Solzhenitsyn never regarded the Ukrainians as a separate and distinct people, but simply ‘little Russians’, and proposed a Slavic union combining Russia, Ukraine and Belarus. Interestingly, he cynically deployed Jewish commissar characters in his works, thus surreptitiously suggesting exclusive Jewish responsibility for the 1917 revolution and the doctrines of Bolshevism. This malignant slur has been recycled in different ways by far right movements around the world today.
Yasha Levin writes about usefully weaponised dissidents over at his blog. Weaponised dissidents are useful devices in the ideological arsenal of the American empire. Another example of a politically useful dissident which Levin raises is that of Joseph Brodsky, Russian-American poet and educator. Awarded the Nobel prize for literature in 1987, Brodsky was hailed in the US as a courageous opponent of Soviet tyranny. Teaching courses at Yale, Columbia and other prestigious universities, Brodsky was given a platform to express his views.
His views involved, among other things, racist hostility to any notion of Ukrainian independence. A Greater Russian nationalist zealot – similar in outlook to Solzhenitsyn – Brodsky expressed open disdain for Ukrainian independence, especially in the early 1990s with the dissolution of the USSR. The very real possibility of Ukrainian statehood emerged at the time, and Brodsky made his views perfectly clear in a poem he wrote on the subject. Referring to Ukrainians with an ethnic slur, he denounced moves towards Ukrainian independence.

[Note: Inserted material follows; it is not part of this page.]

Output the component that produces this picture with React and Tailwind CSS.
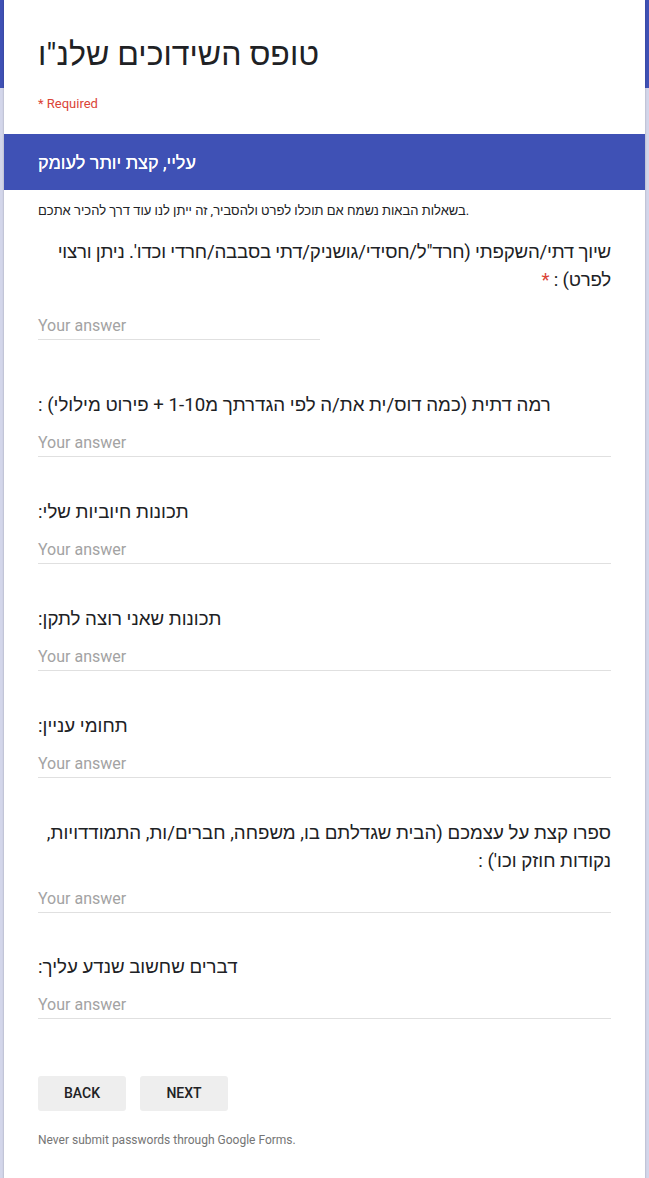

The current Russian constitution commits the government to policies which respect ethnic minorities in the Russian federation. Moscow officially supports the teaching and maintenance of non-Russian languages spoken by the numerous ethnic minority groups. This is the bare minimum expected of a government which claims to be a pluralist democracy.
In the current climate of Russophobia, with demands to ban everything Russian, it is instructive to examine how our own political climate changes with regard to the imperatives of the American military-industrial-financial complex. Calls for the banning of Tchaikovsky, Dostoevsky, vodka and Russian cigarettes is the height of juvenile puerility. When the United States invaded Iraq, Afghanistan, Somalia – among other nations – there were no calls to ban Mark Twain, F Scott Fitzgerald or Ernest Hemingway on account of their nationality.
Maligning an entire culture and civilisation because you oppose the actions of its political leaders is precisely the kind of creeping totalitarianism we claim to combat in the West. Should we ban the work of Ivan Pavlov (1849-1936), Russian psychologist whose findings are an integral part of every university level psychology course? In fact, we have only a limited understanding of Pavlov’s work in the West.
He was interested in more than just salivating dogs and ringing metronomes. He was aiming for a comprehensive understanding of the workings of consciousness – an appreciation of the subjective factor. While primarily a physiologist, he understood that the workings of the mind, while undergirded by physiological processes, could not be reduced to only those workings. His work on the mind-matter duality as a scientist overlapped with the corresponding discussion by philosophers on the subject.
Registering opposition to Moscow’s invasion of Ukraine is one thing; promoting anti-Russian hysteria is quite another. A harmful and propagandistic preoccupation, let’s not give in to the blanket demonisation of an entire civilisation.